Laura Gutierrez Becerra: What would be your number one piece of advice to young women professionals who are planning to be leaders in food safety?
Neshat Soofi: Don’t be shy! Reach out to experienced professionals in the industry; there are plenty of higher-level peers who will be willing to help you. A good mentor is priceless. I have a personal story to share: About four years ago, I got a message through LinkedIn from someone who has just moved to the US. I had not met her before, and she asked me if we could meet and talk about the food industry and jobs in the US. We met and I happily shared my experience and advice in seeking jobs, helped her with a mock interview and resume, and anything else I could. Four years later, she is a quality assurance manager in one of the largest food companies here in the United States. We have stayed great friends, and I am so proud of her resilience and success.
Gutierrez Becerra: Is there an unforgettable story during your career journey that still has an impact?
Soofi: When I was working in Canada in food manufacturing, I was called to the processing line one day regarding a potential foreign object issue. I stopped the line to find out the root cause. At the same time there was a lot of pressure to resume production since this was an order for a major account. Under pressure, I agreed to start the line with adding inspection and controls that I knew in my guts were not sufficient. The products were shipped, and we started to get a series of complaints about foreign objects in the product. Thank god there was no injury, but as you can imagine, that major account was not happy with the situation and we lost the business with them. It was a major loss and my boss from the head office came for a visit to our plant. I tried to explain why I had allowed the production to resume and release the product because we couldn’t have a late shipment. In response he asked me one question, “What’s your job title?” I responded, “I am the food safety and quality assurance manager.” His comment was, “I am glad you remember. Your first priority is minimizing risk to consumers and company reputation. I am sure you took that into consideration when you okayed the release, [but] if not, please remember in future”. I expected him to be angry and was even prepared to be fired, but his quiet answer was more impactful. This is a lesson I remember to this day—there are rarely black and white situations in life, even in food safety. The key is to assess the risk and not let outside pressures impact your assessment and decisions.
Gutierrez Becerra: What do you hope to see in the next three to five years in terms of development and mentoring women in the industry?
Soofi: I see a need for networks like yours to connect new industry professionals regardless of gender to the more veteran experts on an as-needed basis—almost like a hotline, where food safety professionals can ask for advice and mentoring in a confidential and safe environment. This is becoming easier in a post-COVID era where virtual connections are becoming more of a norm than exception, and people from all over the world are learning to connect in ways that were not easy and personally comfortable in the past.
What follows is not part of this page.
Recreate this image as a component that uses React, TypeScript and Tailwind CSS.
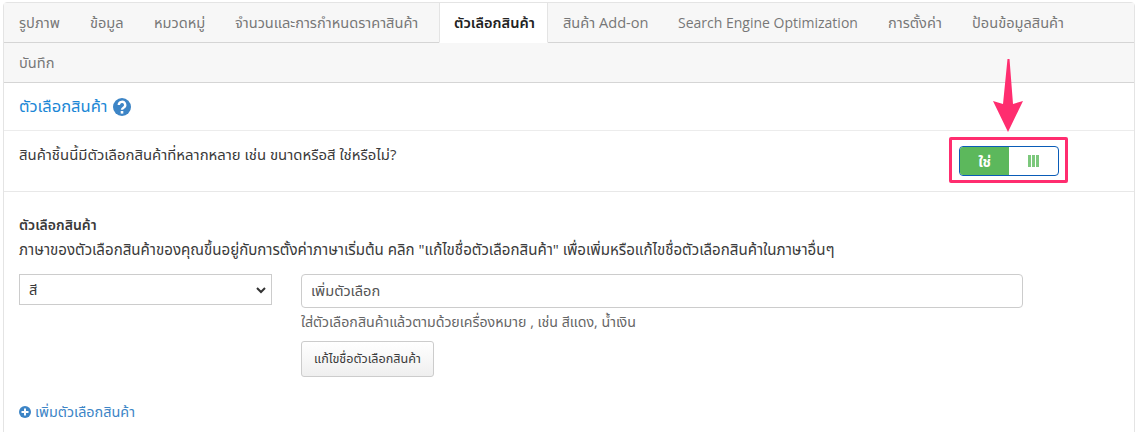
import React from "react";

const tabs = [
  { t: "รูปภาพ", w: "w-[71px]" },
  { t: "ข้อมูล", w: "w-[64px]" },
  { t: "หมวดหมู่", w: "w-[81px]" },
  { t: "จำนวนและการกำหนดราคาสินค้า", w: "w-[219px]" },
  { t: "ตัวเลือกสินค้า", w: "w-[109px]" },
  { t: "สินค้า Add-on", w: "w-[115px]" },
  { t: "Search Engine Optimization", w: "w-[210px]" },
  { t: "การตั้งค่า", w: "w-[84px]" },
  { t: "ป้อนข้อมูลสินค้า", w: "grow" },
  { t: "บันทึก", w: "w-full" },
];

export default function App() {
  return (
    <div className="relative h-[432px] w-[1138px] overflow-hidden bg-white pl-[3px] pt-[2px] pr-[3px] text-[14.6px] text-[#3a3a3a] font-['Open_Sans','Noto_Sans','Noto_Sans_Thai','DejaVu_Sans',sans-serif]">
      <div className="h-[440px] rounded-t-[4px] border border-[#e4e4e4]">
        <div className="flex flex-wrap bg-[#f7f7f7]">
          {tabs.map((x, i) => (
            <div key={x.t} className={`h-10 whitespace-nowrap border-b border-[#d5d5d5] leading-[39px] ${x.w} ${i === 4 ? "border-x border-x-[#e4e4e4] border-b-white bg-white pl-[14px] font-semibold text-[#222]" : "pl-[15px] text-[#777]"} ${i === 6 ? "text-[14px]" : ""}`}>{x.t}</div>
          ))}
        </div>
        <div className="flex h-[48px] items-center gap-[5px] border-b border-[#ececec] pl-[15px] text-[16.500px] text-[#1b87d6]">
          ตัวเลือกสินค้า
          <svg width="18" height="18" viewBox="0 0 18 18"><circle cx="9" cy="9" r="9" fill="#3d85c6" /><path d="M5.800 7a3.200 3.200 0 1 1 4.700 2.800C9.500 10.400 9 10.800 9 11.800" fill="none" stroke="#fff" strokeWidth="2.400" /><rect x="7.700" y="13" width="2.600" height="2.600" fill="#fff" /></svg>
        </div>
        <div className="flex h-[61px] justify-between border-b border-[#e8e8e8] pl-[15px] pr-[75px]">
          <div className="pt-[12px] text-[14.900px]">สินค้าชิ้นนี้มีตัวเลือกสินค้าที่หลากหลาย เช่น ขนาดหรือสี ใช่หรือไม่?</div>
          <div className="mt-[15px] flex h-[30px] w-[100px] overflow-hidden rounded-[4px] border border-[#0a5cb8]">
            <div className="flex w-[49px] items-center justify-center bg-[#5cb85c] text-[14px] font-bold text-white">ใช่</div>
            <div className="flex flex-1 items-center justify-center gap-[1px]"><span className="h-[12px] w-[3px] bg-[#7cc87c]" /><span className="h-[12px] w-[3px] bg-[#7cc87c]" /><span className="h-[12px] w-[3px] bg-[#7cc87c]" /></div>
          </div>
        </div>
        <div className="pl-[15px] pt-[21px]">
          <div className="text-[14px] font-semibold leading-[24px]">ตัวเลือกสินค้า</div>
          <div className="whitespace-nowrap text-[15.100px] leading-[24px]">ภาษาของตัวเลือกสินค้าของคุณขึ้นอยู่กับการตั้งค่าภาษาเริ่มต้น คลิก "แก้ไขชื่อตัวเลือกสินค้า" เพื่อเพิ่มหรือแก้ไขชื่อตัวเลือกสินค้าในภาษาอื่นๆ</div>
          <div className="mt-[13px] flex gap-[29px]">
            <div className="flex h-[31px] w-[253px] items-center justify-between border border-[#ccc] pl-[9px] pr-[4px]">
              <span>สี</span>
              <svg width="12" height="12" viewBox="0 0 12 12"><path d="M2 4l4 4 4-4" fill="none" stroke="#333" strokeWidth="2" /></svg>
            </div>
            <div className="w-[722px]">
              <div className="flex h-[34px] items-center rounded-[4px] border border-[#ccc] pl-[9px] text-[#555]">เพิ่มตัวเลือก</div>
              <div className="mt-[4px] whitespace-nowrap text-[14.200px] leading-[20px] text-[#666]">ใส่ตัวเลือกสินค้าแล้วตามด้วยเครื่องหมาย , เช่น สีแดง, น้ำเงิน</div>
              <div className="mt-[9px] flex h-[36px] w-[133px] items-center justify-center rounded-[3px] border border-[#ccc] bg-gradient-to-b from-white to-[#efefef] text-[12.600px]">แก้ไขชื่อตัวเลือกสินค้า</div>
            </div>
          </div>
          <div className="mt-[24px] flex items-center gap-[4px] text-[14.400px] text-[#3d85c6]">
            <svg width="12" height="12" viewBox="0 0 12 12"><circle cx="6" cy="6" r="6" fill="#3d85c6" /><path d="M6 2.500v7M2.500 6h7" stroke="#fff" strokeWidth="2" /></svg>
            เพิ่มตัวเลือกสินค้า
          </div>
        </div>
      </div>
      <div className="absolute left-[949px] top-[137px] h-[46px] w-[119px] rounded-[2px] border-[3px] border-[#ff2d6f]" />
      <svg className="absolute left-[988px] top-[58px]" width="40" height="76" viewBox="0 0 40 76"><path d="M19.500 1h2L25 46l10-3-15 31L5 43l10 3z" fill="#ff2d6f" /></svg>
    </div>
  );
}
I also want to see a better appreciation of the importance of food safety programs in organizations, especially at leadership levels. We need to better articulate what additional values (efficiencies, better cultures, productivity, etc.) a great food safety program brings to the organization. I want food safety functions to be at the leadership tables and part of developing company strategies and directions. We can’t be only remembered when bad things happen and in the middle of a crisis. Food safety and quality leaders should be at the forefront of organizational leadership, all the way to the C-suite.